David ressaltou também que é necessário recompor os cortes sofridos pelas universidades em 2022, para que não haja fechamento negativo. “Outra preocupação é que mesmo com o recuo do contingenciamento, a situação orçamentária das universidades continua muito grave. É necessário uma recomposição das perdas que tivemos em 2022, para que possamos fechar este ano sem prejuízos acadêmicos para as nossas instituições. As universidades federais continuarão lutando pela recomposição de seus orçamentos”, finalizou.
De acordo com a Ufop, a suspensão do bloqueio ainda não constava na tarde de ontem no Sistema Integrado de Administração Financeira (Siafi), do governo federal, que informa sobre os limites orçamentários.
"Na segunda-feira, teremos dimensão melhor da situação.
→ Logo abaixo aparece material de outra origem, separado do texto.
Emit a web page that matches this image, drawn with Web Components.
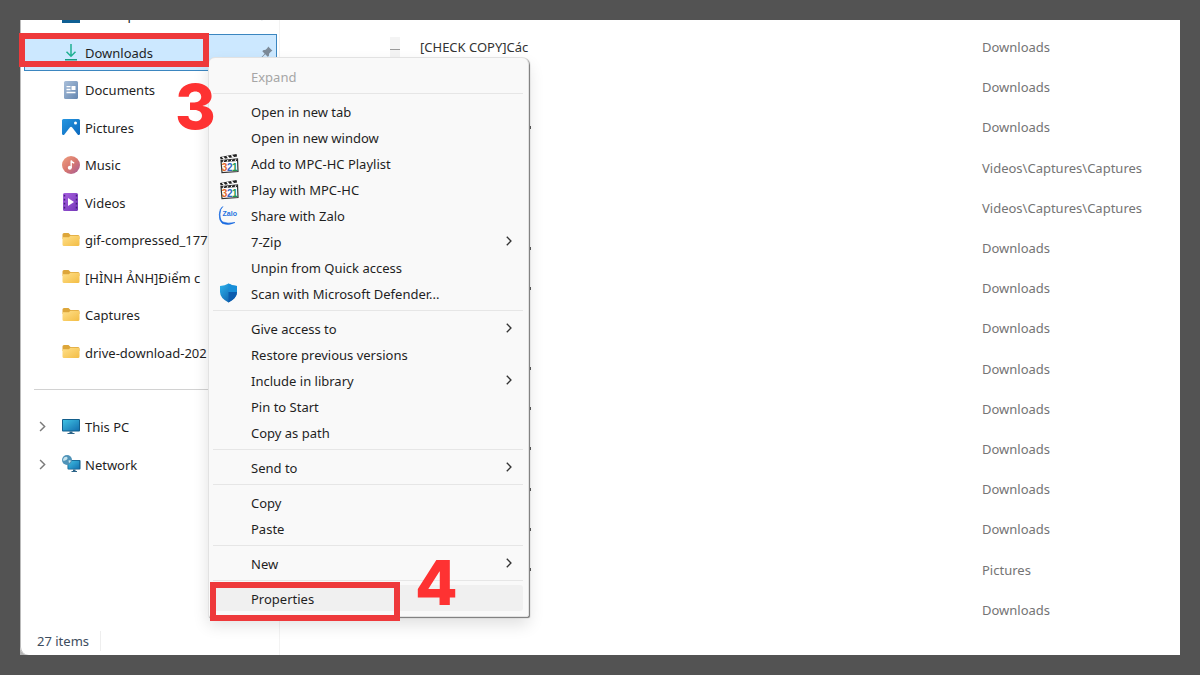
<!DOCTYPE html>
<html lang="en">
<head>
<meta charset="utf-8">
<meta name="viewport" content="width=device-width, initial-scale=1">
<title>File Explorer - Downloads properties</title>
<style>
  html, body { margin: 0; }
  body {
    box-sizing: border-box;
    min-height: 100vh;
    padding: 20px;
    display: grid;
    background: #535353;
    font: 13px/20px "Noto Sans", "Open Sans", sans-serif;
    color: #1f1f1f;
  }
</style>
</head>
<body>
<explorer-window></explorer-window>

<script>
const ICONS = {
  desktop: `<svg viewBox="0 0 18 18"><rect x="0" y="1" width="18" height="16" rx="1.5" fill="#1677b0"/><rect x="0" y="13" width="18" height="4" fill="#0f5f93"/></svg>`,
  download: `<svg viewBox="0 0 18 18"><path d="M9 1v12M4.500 8.700 9 13.200l4.500-4.500" fill="none" stroke="#1fb192" stroke-width="1.500"/><path d="M3 16.800h12" stroke="#179a80" stroke-width="1.500"/></svg>`,
  document: `<svg viewBox="0 0 18 18"><defs><linearGradient id="g" x2="1" y2="1"><stop stop-color="#a9bfda"/><stop offset="1" stop-color="#6486b0"/></linearGradient></defs><rect x="2" width="14" height="18" rx="1.500" fill="url(#g)"/><path d="M4.500 5.700h4M4.500 8.500h4M4.500 11.500h9" stroke="#fff" stroke-width="1.300"/><rect x="9.500" y="5" width="4" height="4" fill="#fff"/></svg>`,
  picture: `<svg viewBox="0 0 18 18"><defs><linearGradient id="g" x2="1" y2="1"><stop stop-color="#2696e0"/><stop offset="1" stop-color="#0b68bd"/></linearGradient></defs><rect y="1" width="18" height="16" rx="1.500" fill="url(#g)"/><path d="M2 17 8 9.300q1-1 2 0L16 17z" fill="#fff"/><circle cx="13.500" cy="5" r="1.500" fill="#fff"/></svg>`,
  music: `<svg viewBox="0 0 18 18"><defs><linearGradient id="g" x2="1" y2="1"><stop stop-color="#f0a080"/><stop offset=".5" stop-color="#d8786f"/><stop offset="1" stop-color="#a45a98"/></linearGradient></defs><circle cx="9" cy="9" r="9" fill="url(#g)"/><circle cx="7.800" cy="11.800" r="2" fill="#fff"/><path d="M9.200 12V4.500q.5 2 3 2.500" fill="none" stroke="#fff" stroke-width="1.400"/></svg>`,
  video: `<svg viewBox="0 0 18 18"><defs><linearGradient id="g" x2="1" y2="1"><stop stop-color="#a860e0"/><stop offset="1" stop-color="#7438b8"/></linearGradient></defs><rect x="1" width="15" height="18" rx="1.500" fill="url(#g)"/><path d="M2.500 1.800v15M14.500 1.800v15" stroke="#45207c" stroke-width="1.500" stroke-dasharray="1.800 2.200"/><path d="m6 5 6 4-6 4z" fill="#fff"/></svg>`,
  folder: `<svg viewBox="0 0 18 18"><defs><linearGradient id="g" x2="1" y2="1"><stop stop-color="#ffe08a"/><stop offset="1" stop-color="#f3bd45"/></linearGradient></defs><path d="M.5 3.500q0-1.500 1.500-1.500h4.500l2 2H16q1.500 0 1.500 1.500V8H.5z" fill="#dda63a"/><path d="M.5 6.300h6.300l1.700-1.500H16q1.500 0 1.500 1.500v7.200q0 1.500-1.500 1.500H2Q.5 15 .5 13.500z" fill="url(#g)"/></svg>`,
  pc: `<svg viewBox="0 0 18 18"><defs><linearGradient id="g" x2="1" y2="1"><stop stop-color="#3ec1e3"/><stop offset="1" stop-color="#1470b0"/></linearGradient></defs><rect x="0" y="1" width="18" height="12.500" rx="1" fill="#125e8b"/><rect x="1" y="2" width="16" height="10.500" fill="url(#g)"/><path d="M7.500 13.500h3V15h2v1h-7v-1h2z" fill="#2d6488"/></svg>`,
  network: `<svg viewBox="0 0 18 18"><defs><linearGradient id="g" x2="1" y2="1"><stop stop-color="#3ebfe3"/><stop offset="1" stop-color="#1572b0"/></linearGradient></defs><rect x="5.500" y="5" width="13" height="9.500" rx="1" fill="#125e8b"/><rect x="6.300" y="5.800" width="11" height="8" fill="url(#g)"/><path d="M11 14.500h2.500V16H15v1H9.500v-1H11z" fill="#2d6488"/><circle cx="5" cy="5" r="5" fill="#5093b8"/><path d="M2 2.500q3-1.500 3.500.2T3 5.500 1.300 4zM6.500 5.500q2-.8 2.500.5L7 8.300z" fill="#c5e4ee"/></svg>`,
  pin: `<svg viewBox="0 0 18 18"><path d="m10.500 2 5.500 5.500-1.800.9-2.400 2.400-.4 3.200-1.500 1L6.800 12l-4.300 4-.5-.5 4-4.300L3 8.100l1-1.500 3.200-.4 2.400-2.400z" fill="#7c8a98"/></svg>`,
  chevron: `<svg viewBox="0 0 18 18"><path d="m5 1.500 7.500 7.500L5 16.500" fill="none" stroke="currentColor" stroke-width="2.400"/></svg>`,
  mpc: `<svg viewBox="0 0 20 20"><path d="M2 7.500 18.500 6l.5 12.500L3 19.500z" fill="#fff" stroke="#333" stroke-width="1.200"/><path d="M1 4 17.500 1l.6 2.600L1.600 6.600z" fill="#222"/><path d="m3.500 3.800 2 2.300M8 3l2 2.300M12.500 2.200l2 2.300" stroke="#fff" stroke-width="1.500"/><path d="M2 7.500 18.500 6l.1 2L2.200 9.300z" fill="#222"/><path d="m5 7.200-1 2M9 6.900l-1 2M13 6.500l-1 2M17 6.200l-1 2" stroke="#fff"/><text y="17.800" font-family="Liberation Sans" font-size="10" font-weight="700"><tspan x="2.800" fill="#e2682b">3</tspan><tspan x="8" fill="#2d68c4">2</tspan><tspan x="13" fill="#239650">1</tspan></text></svg>`,
  zalo: `<svg viewBox="0 0 20 20"><path d="M3.800 1.500Q1 4 1 9.500q0 6 3 7.500 4 2 12 .5-6 3.500-12.500 1Q0 16 .3 9.500.5 3.500 3.800 1.500z" fill="#1769e0" stroke="#1769e0" stroke-width=".6"/><text x="3.600" y="11" font-family="Liberation Sans" font-size="7" font-weight="700" fill="#2571e0">Zalo</text></svg>`,
  shield: `<svg viewBox="0 0 20 20"><defs><linearGradient id="g" x2="1" y2="1"><stop stop-color="#2cb4ee"/><stop offset="1" stop-color="#0a4f9e"/></linearGradient></defs><path d="M9.500.5q3.500 2.300 8.500 2.500v6q0 6-8.500 10.500Q1 15 1 9V3q5-.2 8.500-2.500z" fill="url(#g)"/><path d="M9.500.5q3.500 2.300 8.500 2.500v6H9.500z" fill="#178ed8"/><path d="M9.500 9H18q0 6-8.500 10.500z" fill="#0b5cae"/></svg>`
};

class AppIcon extends HTMLElement {
  connectedCallback() {
    if (this.shadowRoot) return;
    this.attachShadow({ mode: "open" }).innerHTML = `
      <style>
        :host { display: block; flex: none; width: 18px; height: 18px; }
        svg { display: block; width: 100%; height: 100%; overflow: visible; }
      </style>${ICONS[this.getAttribute("name")] || ""}`;
  }
}
customElements.define("app-icon", AppIcon);

class NavItem extends HTMLElement {
  connectedCallback() {
    if (this.shadowRoot) return;
    this.attachShadow({ mode: "open" }).innerHTML = `
      <style>
        :host { display: grid; min-width: 0; }
        a {
          box-sizing: border-box; min-width: 0;
          display: grid; grid-template-columns: 12px 18px 1fr 14px; align-items: center;
          padding: 0 2px 0 12px; border: 1px solid transparent;
          color: inherit; text-decoration: none;
        }
        :host([selected]) a { background: #cce8ff; border-color: #3b86c0; }
        .chevron { width: 11px; height: 11px; color: #7b7b7b; }
        .icon { margin-left: 13px; }
        .label { margin-left: 18px; padding-top: 1px; white-space: nowrap; }
        .pin { width: 14px; height: 14px; }
      </style>
      <a href="#">
        ${this.hasAttribute("expandable") ? '<app-icon class="chevron" name="chevron"></app-icon>' : "<span></span>"}
        <app-icon class="icon" name="${this.getAttribute("icon")}"></app-icon>
        <span class="label"><slot></slot></span>
        ${this.hasAttribute("pinned") ? '<app-icon class="pin" name="pin"></app-icon>' : ""}
      </a>`;
  }
}
customElements.define("nav-item", NavItem);

class NavPane extends HTMLElement {
  connectedCallback() {
    if (this.shadowRoot) return;
    this.attachShadow({ mode: "open" }).innerHTML = `
      <style>
        :host { display: flex; flex-direction: column; box-sizing: border-box; padding: 0 2px 0 4px; border-right: 1px solid #f3f3f3; }
        .group { display: grid; grid-auto-rows: 1fr; }
        .quick { height: 375px; margin-top: -24px; }
        .places { height: 75px; }
        hr { width: 234px; margin: 18px 0; border: 0; border-top: 1px solid #d2d2d2; align-self: center; }
        footer { margin-top: auto; padding: 0 13px 4px; color: #3d4d5e; }
        footer span { display: inline-block; padding-right: 11px; border-right: 1px solid #eee; }
      </style>
      <nav class="group quick" aria-label="Quick access">
        <nav-item icon="desktop" pinned>Desktop</nav-item>
        <nav-item icon="download" selected pinned>Downloads</nav-item>
        <nav-item icon="document">Documents</nav-item>
        <nav-item icon="picture">Pictures</nav-item>
        <nav-item icon="music">Music</nav-item>
        <nav-item icon="video">Videos</nav-item>
        <nav-item icon="folder">gif-compressed_177</nav-item>
        <nav-item icon="folder">[HÌNH ẢNH]Điểm c</nav-item>
        <nav-item icon="folder">Captures</nav-item>
        <nav-item icon="folder">drive-download-202</nav-item>
      </nav>
      <hr>
      <nav class="group places" aria-label="Places">
        <nav-item icon="pc" expandable>This PC</nav-item>
        <nav-item icon="network" expandable>Network</nav-item>
      </nav>
      <footer><span>27 items</span></footer>`;
  }
}
customElements.define("nav-pane", NavPane);

class FileTable extends HTMLElement {
  connectedCallback() {
    if (this.shadowRoot) return;
    const captures = "Videos\\Captures\\Captures";
    const places = ["Downloads", "Downloads", "Downloads", captures, captures, "Downloads", "Downloads",
      "Downloads", "Downloads", "Downloads", "Downloads", "Downloads", "Downloads", "Pictures", "Downloads"];
    const clipped = [2, 5, 6, 8, 9, 10, 11, 12, 13];
    const rows = places.map((place, i) => `<tr>
      <td><div class="name ${clipped.includes(i) ? "clipped" : ""}">${i === 0 ? '<i></i><span>[CHECK COPY]Các</span>' : ""}</div></td>
      <td>${place}</td></tr>`).join("");
    this.attachShadow({ mode: "open" }).innerHTML = `
      <style>
        :host { display: block; padding: 7px 0 0 110px; }
        table { width: 100%; height: 603px; border-collapse: collapse; table-layout: fixed; }
        td { padding: 0; color: #747474; white-space: nowrap; }
        col.place { width: 198px; }
        .name { width: 141px; height: 20px; display: flex; align-items: center; gap: 20px; color: #333; }
        .name i { flex: none; width: 10px; height: 20px; background: linear-gradient(#999, #999) 0 12px / 10px 1px no-repeat #f4f4f4; }
        .clipped { box-sizing: border-box; height: 3px; border-right: 1px solid #555; }
      </style>
      <table aria-label="Files"><colgroup><col><col class="place"></colgroup><tbody>${rows}</tbody></table>`;
  }
}
customElements.define("file-table", FileTable);

class MenuItem extends HTMLElement {
  connectedCallback() {
    if (this.shadowRoot) return;
    const icon = this.getAttribute("icon");
    this.attachShadow({ mode: "open" }).innerHTML = `
      <style>
        :host { display: block; }
        button {
          width: 100%; height: 26px; padding: 0 7px 0 6px; border: 0; border-radius: 3px;
          display: grid; grid-template-columns: 32px 1fr 12px; align-items: center;
          background: transparent; color: inherit; font: inherit; text-align: left; white-space: nowrap;
        }
        :host([current]) button { background: #f0f0f0; }
        button:disabled { color: #a6a6a6; }
        .icon { width: 20px; height: 20px; }
        .label { padding-top: 1px; }
        .chevron { width: 10px; height: 10px; color: #333; }
      </style>
      <button type="button" role="menuitem" ${this.hasAttribute("disabled") ? "disabled" : ""}>
        ${icon ? `<app-icon class="icon" name="${icon}"></app-icon>` : "<span></span>"}
        <span class="label"><slot></slot></span>
        ${this.hasAttribute("submenu") ? '<app-icon class="chevron" name="chevron"></app-icon>' : ""}
      </button>`;
  }
}
customElements.define("menu-item", MenuItem);

class ContextMenu extends HTMLElement {
  connectedCallback() {
    if (this.shadowRoot) return;
    this.attachShadow({ mode: "open" }).innerHTML = `
      <style>
        :host {
          display: block; box-sizing: border-box; padding: 5px 5px 5px 4px;
          background: #f9f9f9; border: 1px solid #e2e2e2; border-radius: 7px 7px 2px 2px;
          box-shadow: 1px 1px 1px #777, 0 8px 16px rgba(0, 0, 0, .12);
        }
        hr { height: 1px; margin: 4px 0; border: 0; background: #e6e6e6; }
      </style>
      <div role="menu">
        <menu-item disabled>Expand</menu-item>
        <hr>
        <menu-item>Open in new tab</menu-item>
        <menu-item>Open in new window</menu-item>
        <menu-item icon="mpc">Add to MPC-HC Playlist</menu-item>
        <menu-item icon="mpc">Play with MPC-HC</menu-item>
        <menu-item icon="zalo">Share with Zalo</menu-item>
        <menu-item submenu>7-Zip</menu-item>
        <menu-item>Unpin from Quick access</menu-item>
        <menu-item icon="shield">Scan with Microsoft Defender...</menu-item>
        <hr>
        <menu-item submenu>Give access to</menu-item>
        <menu-item>Restore previous versions</menu-item>
        <menu-item submenu>Include in library</menu-item>
        <menu-item>Pin to Start</menu-item>
        <menu-item>Copy as path</menu-item>
        <hr>
        <menu-item submenu>Send to</menu-item>
        <hr>
        <menu-item>Copy</menu-item>
        <menu-item>Paste</menu-item>
        <hr>
        <menu-item submenu>New</menu-item>
        <hr>
        <menu-item current>Properties</menu-item>
      </div>`;
  }
}
customElements.define("context-menu", ContextMenu);

class StepMark extends HTMLElement {
  connectedCallback() {
    if (this.shadowRoot) return;
    this.attachShadow({ mode: "open" }).innerHTML = `
      <style>
        :host { display: block; font: 800 62px/62px Inter, "Open Sans", sans-serif; color: #fe3232; }
      </style><slot></slot>`;
  }
}
customElements.define("step-mark", StepMark);

class ExplorerWindow extends HTMLElement {
  connectedCallback() {
    if (this.shadowRoot) return;
    this.attachShadow({ mode: "open" }).innerHTML = `
      <style>
        :host { display: grid; position: relative; background: #b5b5b5; }
        main {
          display: grid; grid-template-columns: 260px 1fr; min-width: 0;
          background: #fff; border-radius: 0 0 0 8px; overflow: hidden;
          box-shadow: inset 1px 0 #bbb;
        }
        context-menu { position: absolute; left: 188px; top: 37px; width: 321px; }
        .frame { position: absolute; box-sizing: border-box; border: 6px solid #ee393b; pointer-events: none; }
        .first { left: -1px; top: 13px; width: 190px; height: 34px; }
        .second { left: 190px; top: 562px; width: 190px; height: 39px; }
        step-mark { position: absolute; }
        .three { left: 155px; top: 56px; }
        .four { left: 395px; top: 532px; }
      </style>
      <main>
        <nav-pane></nav-pane>
        <file-table></file-table>
      </main>
      <context-menu></context-menu>
      <div class="frame first"></div>
      <div class="frame second"></div>
      <step-mark class="three">3</step-mark>
      <step-mark class="four">4</step-mark>`;
  }
}
customElements.define("explorer-window", ExplorerWindow);
</script>
</body>
</html>
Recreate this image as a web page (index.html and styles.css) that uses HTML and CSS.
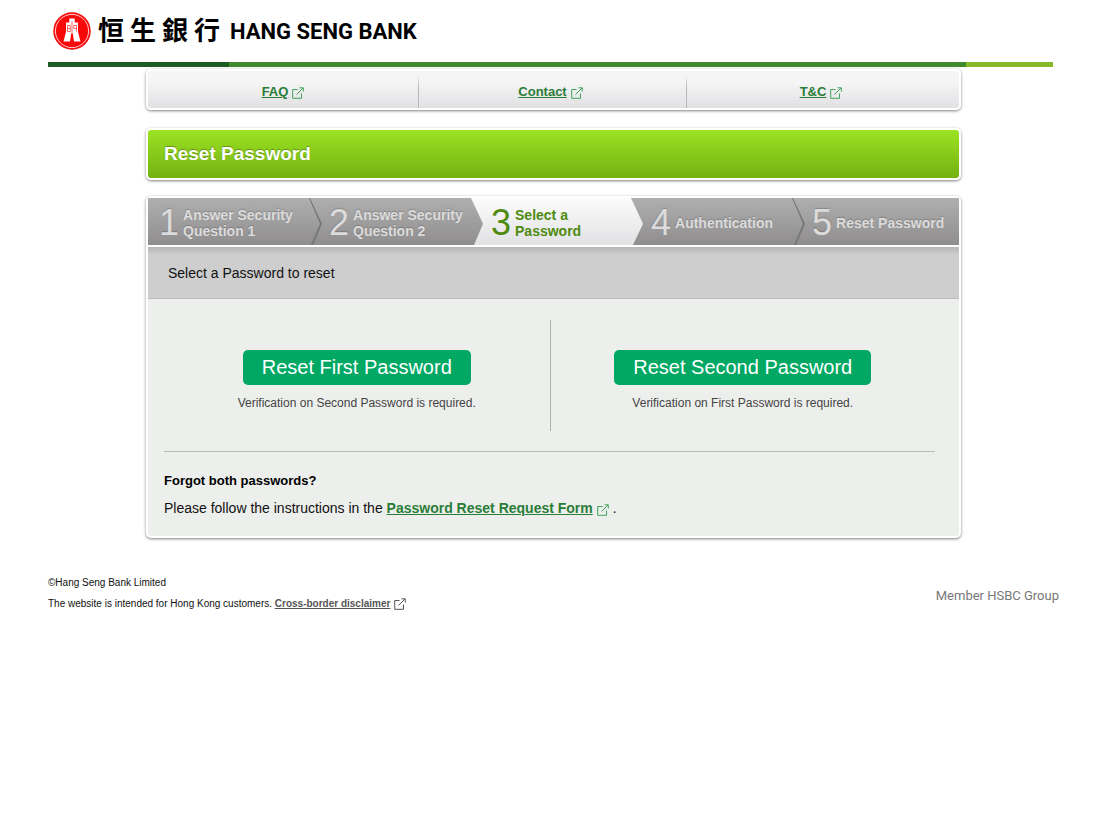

Ocorrendo o desbloqueio, conforme anunciado pelo ministro em suas redes sociais, o quadro será amenizado até o final do ano, mas a medida não reverterá a situação provocada pelo corte de 7,32% realizado em agosto, que significou para a Ufop uma redução de R$ 4,5 milhões em seu orçamento.
A UFSJ demonstrou a mesma preocupação. “Não há ainda liberação efetiva no sistema e, mesmo quando concretizada, o problema está longe de ser resolvido: falta, para o sistema federal de ensino superior, a recomposição de mais de R$ 433 milhões no orçamento de 2022, além da luta pela volta do orçamento pelo menos aos níveis de 2019, corrigido pela inflação (conforme previsto na Lei de Teto de Gastos). Ou seja: a situação continua ruim. Com a liberação anunciada, e ainda não concretizada, a UFSJ chega a dezembro”, afirma a universidade, por meio de nota.
A UFMG, por sua vez, informou que não recebeu nenhum comunicado oficial da pasta e aguardava o documento para se pronunciar. Em entrevista ao Estado de Minas na quinta-feira, a reitora Sandra Regina Goulart Almeida afirmou que não tem orçamento para “mais nada” e que o novo contingenciamento já ocorreria em cima de um corte de R$ 16 milhões, ocorrido em maio. “Hoje, não tenho verba para absolutamente mais nada”, disse.
HISTÓRICO A notícia de um novo contingenciamento assombrou ainda mais os reitores, calejados por sucessivos bloqueios de verbas. Embora o MEC tenha afirmado que havia previsão de liberação dos valores em dezembro, os prazos expressos na medida preocuparam, já que restariam menos de quatro semanas para tentar equacionar a questão financeira a ser administrada a partir deste mês.
Ontem, o ministro Victor Godoy disse que a decisão foi repensada e os limites serão disponibilizados. Mas não deu nenhum detalhe sobre quando isso ocorrerá. ". Conversei com o ministro Guedes (Paulo Guedes, da Economia) e ele foi sensível. Agora, estamos fazendo uma liberação para facilitar e agilizar a vida de todo mundo. Este movimento está sendo feito pelo Ministério da Economia, mantendo a responsabilidade fiscal", disse Godoy nas redes sociais.
Desde o início do governo Bolsonaro, a educação tem sido alvo de “contingenciamentos” ou retenção de gastos. Em maio de 2019, o MEC anunciou corte de 30% nas instituições da rede federal de ensino. Em Minas Gerais, o valor chegou a R$ 328 milhões, resultando em demissão de pessoal de segurança e limpeza. Algumas universidades não conseguiram pagar as contas de água e energia elétrica.
Já em 2020, 40% dos recursos da Lei de Orçamento Anual (LOA) foram alocados como programações condicionadas e desbloqueados ao longo do ano; os outros 60% foram liberados para empenho pelo MEC. Cerca de um ano depois,em maio de 2021, universidades federais em Minas denunciaram perda de quase 40% de seus recursos em relação a 2020, um total de R$ 73 milhões a menos em caixa. Neste ano, além do decreto para contingenciar orçamento do MEC em 5,8%, também houve corte de 14,5% na verba das universidades em maio.